→ **Written instruction**
Reading down the listing below, count the lines where the word "React" shows up, then give only that count.
· · · ·
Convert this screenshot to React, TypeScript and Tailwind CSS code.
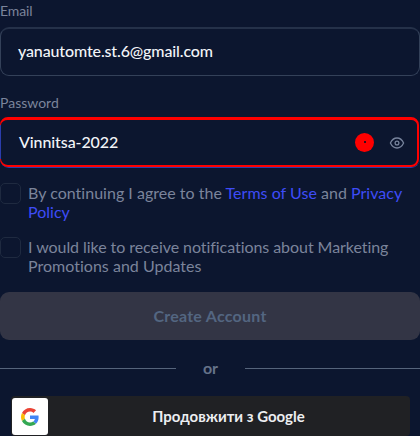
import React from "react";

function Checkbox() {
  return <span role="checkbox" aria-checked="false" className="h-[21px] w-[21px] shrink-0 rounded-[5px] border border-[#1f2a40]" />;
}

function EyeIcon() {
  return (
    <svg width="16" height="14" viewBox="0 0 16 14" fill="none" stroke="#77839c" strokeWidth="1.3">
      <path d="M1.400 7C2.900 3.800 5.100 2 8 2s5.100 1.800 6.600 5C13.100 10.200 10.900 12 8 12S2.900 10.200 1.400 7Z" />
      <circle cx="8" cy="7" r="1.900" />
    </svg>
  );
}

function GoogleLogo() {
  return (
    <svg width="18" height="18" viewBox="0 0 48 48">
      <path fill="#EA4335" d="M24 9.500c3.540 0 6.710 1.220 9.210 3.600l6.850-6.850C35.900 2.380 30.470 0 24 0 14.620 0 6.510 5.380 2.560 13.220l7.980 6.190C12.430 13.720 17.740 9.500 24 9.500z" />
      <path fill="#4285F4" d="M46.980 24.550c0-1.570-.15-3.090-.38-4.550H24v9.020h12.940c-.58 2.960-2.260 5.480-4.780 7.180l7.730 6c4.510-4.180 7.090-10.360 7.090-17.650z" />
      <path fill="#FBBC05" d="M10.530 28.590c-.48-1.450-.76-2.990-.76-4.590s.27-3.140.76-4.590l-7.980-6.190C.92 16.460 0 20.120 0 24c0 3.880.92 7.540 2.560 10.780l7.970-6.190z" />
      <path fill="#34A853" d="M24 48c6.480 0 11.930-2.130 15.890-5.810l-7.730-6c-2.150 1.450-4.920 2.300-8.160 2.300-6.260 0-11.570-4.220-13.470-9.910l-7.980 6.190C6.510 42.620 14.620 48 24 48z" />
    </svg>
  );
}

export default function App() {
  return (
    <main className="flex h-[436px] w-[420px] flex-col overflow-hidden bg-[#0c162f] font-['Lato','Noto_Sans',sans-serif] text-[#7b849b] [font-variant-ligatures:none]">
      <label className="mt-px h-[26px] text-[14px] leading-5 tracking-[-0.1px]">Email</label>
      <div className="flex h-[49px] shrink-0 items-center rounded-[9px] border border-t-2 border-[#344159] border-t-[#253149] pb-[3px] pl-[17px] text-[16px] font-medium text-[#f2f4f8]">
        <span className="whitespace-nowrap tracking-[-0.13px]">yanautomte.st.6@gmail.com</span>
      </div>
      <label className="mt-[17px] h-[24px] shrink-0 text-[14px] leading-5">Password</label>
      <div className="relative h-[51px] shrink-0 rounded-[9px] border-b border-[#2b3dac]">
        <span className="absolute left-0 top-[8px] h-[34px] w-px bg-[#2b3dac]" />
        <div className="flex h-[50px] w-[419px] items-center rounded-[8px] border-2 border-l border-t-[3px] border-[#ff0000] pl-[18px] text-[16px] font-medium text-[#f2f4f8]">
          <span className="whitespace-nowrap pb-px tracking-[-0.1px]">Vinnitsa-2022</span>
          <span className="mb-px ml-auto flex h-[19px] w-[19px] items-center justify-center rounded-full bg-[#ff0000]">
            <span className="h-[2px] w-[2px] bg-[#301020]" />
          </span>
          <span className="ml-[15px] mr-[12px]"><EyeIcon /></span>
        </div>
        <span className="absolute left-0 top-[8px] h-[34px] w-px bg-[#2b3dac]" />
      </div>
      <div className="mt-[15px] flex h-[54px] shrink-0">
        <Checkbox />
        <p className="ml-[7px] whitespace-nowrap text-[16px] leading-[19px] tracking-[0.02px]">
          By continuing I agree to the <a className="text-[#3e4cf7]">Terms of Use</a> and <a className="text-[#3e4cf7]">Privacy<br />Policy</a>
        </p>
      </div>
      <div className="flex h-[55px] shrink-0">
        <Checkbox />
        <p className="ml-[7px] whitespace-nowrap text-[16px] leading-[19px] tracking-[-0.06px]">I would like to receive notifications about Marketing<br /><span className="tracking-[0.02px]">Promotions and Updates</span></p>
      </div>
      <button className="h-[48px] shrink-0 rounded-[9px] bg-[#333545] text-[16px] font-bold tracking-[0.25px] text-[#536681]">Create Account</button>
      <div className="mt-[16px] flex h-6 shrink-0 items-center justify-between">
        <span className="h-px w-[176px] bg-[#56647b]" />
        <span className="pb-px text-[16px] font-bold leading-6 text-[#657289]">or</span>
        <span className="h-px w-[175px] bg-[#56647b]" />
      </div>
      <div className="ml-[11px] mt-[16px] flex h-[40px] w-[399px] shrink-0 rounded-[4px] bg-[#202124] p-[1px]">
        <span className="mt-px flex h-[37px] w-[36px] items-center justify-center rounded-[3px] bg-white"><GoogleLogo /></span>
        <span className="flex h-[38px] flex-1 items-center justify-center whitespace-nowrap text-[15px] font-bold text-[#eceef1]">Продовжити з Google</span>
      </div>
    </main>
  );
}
· · · ·
→ **Answer to this exercise**
2